The principal question raised is whether the oath which was tendered was in the form set out in the Third Schedule, and two objections were taken to the form tendered. The first objection was that the insertion of the word "military" in the blank space appearing in the schedule immediately before the words "Forces of the Commonwealth" was improper. In my opinion the word "military" was the correct word to insert in this space. The defendant's obligation as stated in sec. 60 of the Act was "to enlist and serve as prescribed." What was prescribed appears in reg. 140A of the Australian Military Regulations, which states that every person called upon in pursuance of sec. 60 of the Act to enlist and serve in the citizen forces shall after enlistment, if so required by notice, serve within the Commonwealth during the time of war as a member of the citizen forces. The meaning of the expression "citizen forces" in this clause is defined by reg. 3 of the Australian Military Regulations (Statutory Rules of 1927, No. 149) as being citizen military forces. I think that it is sufficient if there is inserted in the blank space in question the name of that one of the three branches of the defence force in which the person taking the oath is to serve and that it is not necessary to indicate in the form of oath whether he is a member of the permanent forces or the citizen forces. I think, therefore, that the word "military" was the correct word to insert in the blank spaces in question.
The second objection was that in the form of oath tendered to the defendant the words "until the cessation of the present time of war" were inserted in place of the words "for the term of years" which appear in the schedule. The schedule contemplates that the person tendering the oath shall insert in it a correct statement of the period for which the person taking the oath is to serve, and in the defendant's case that period is fixed by sec. 39 (1) (b) of the Act, which provides that subject to that section a soldier shall be entitled to be discharged, if serving under Part IV. of the Act, when the time of war has ceased to exist. Although the form in the schedule contemplates that the period of service will be capable of being expressed as a term of years, I do not think that the provisions of sec. 76 should be held to be inapplicable to a person like the defendant whose period of service cannot be so expressed. The description in the section of the persons to whom it applies is quite general and in terms includes persons called up under sec. 60, and it is difficult to see what reason could exist for distinguishing, when imposing an obligation to take the oath, between persons called up under sec. 60 and other persons who have enlisted or are liable to enlist.

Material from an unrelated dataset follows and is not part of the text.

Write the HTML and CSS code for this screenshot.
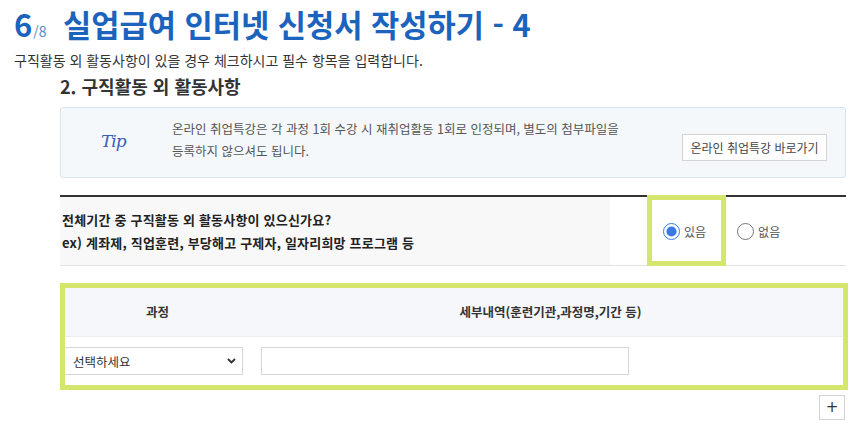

I think, therefore, that the person tendering the oath is authorized, in the case of persons called up under sec. 60, to insert in the form of oath the period of their service as defined by sec. 39 (1) (b). The second objection therefore fails.
A further objection taken is that the form of oath should have included words limiting the obligation of the defendant to serving within the Commonwealth: See reg. 140A of the Australian Military Regulations. In my opinion, however, this matter is sufficiently provided for by sec. 49 of the Act itself, and it is not necessary to include in the form of oath the words suggested.
The conviction should therefore be affirmed, but on the question of penalty I am of opinion that in the circumstances the sentence of imprisonment should be set aside and that instead the defendant should be fined the sum of £1. The defendant will be ordered to pay to the respondent the sum of ten guineas for the respondent's costs of this appeal.
Starke J.
I agree.
McTiernan J.
I agree with the order proposed by Rich J. However, I think that there is room for grave doubt as to whether the form of oath tendered was appropriate to the defendant's case. The difficulty has arisen from the failure of the authorities to include in the regulations under Part IV. a form of oath to be administered to persons called up for service under that Part.
Order as indicated in judgment of Rich J.
Solicitors for the appellant, Alderman, Reid & Brazel.
Solicitor for the respondent, H. F. E. Whitlam, Commonwealth Crown Solicitor.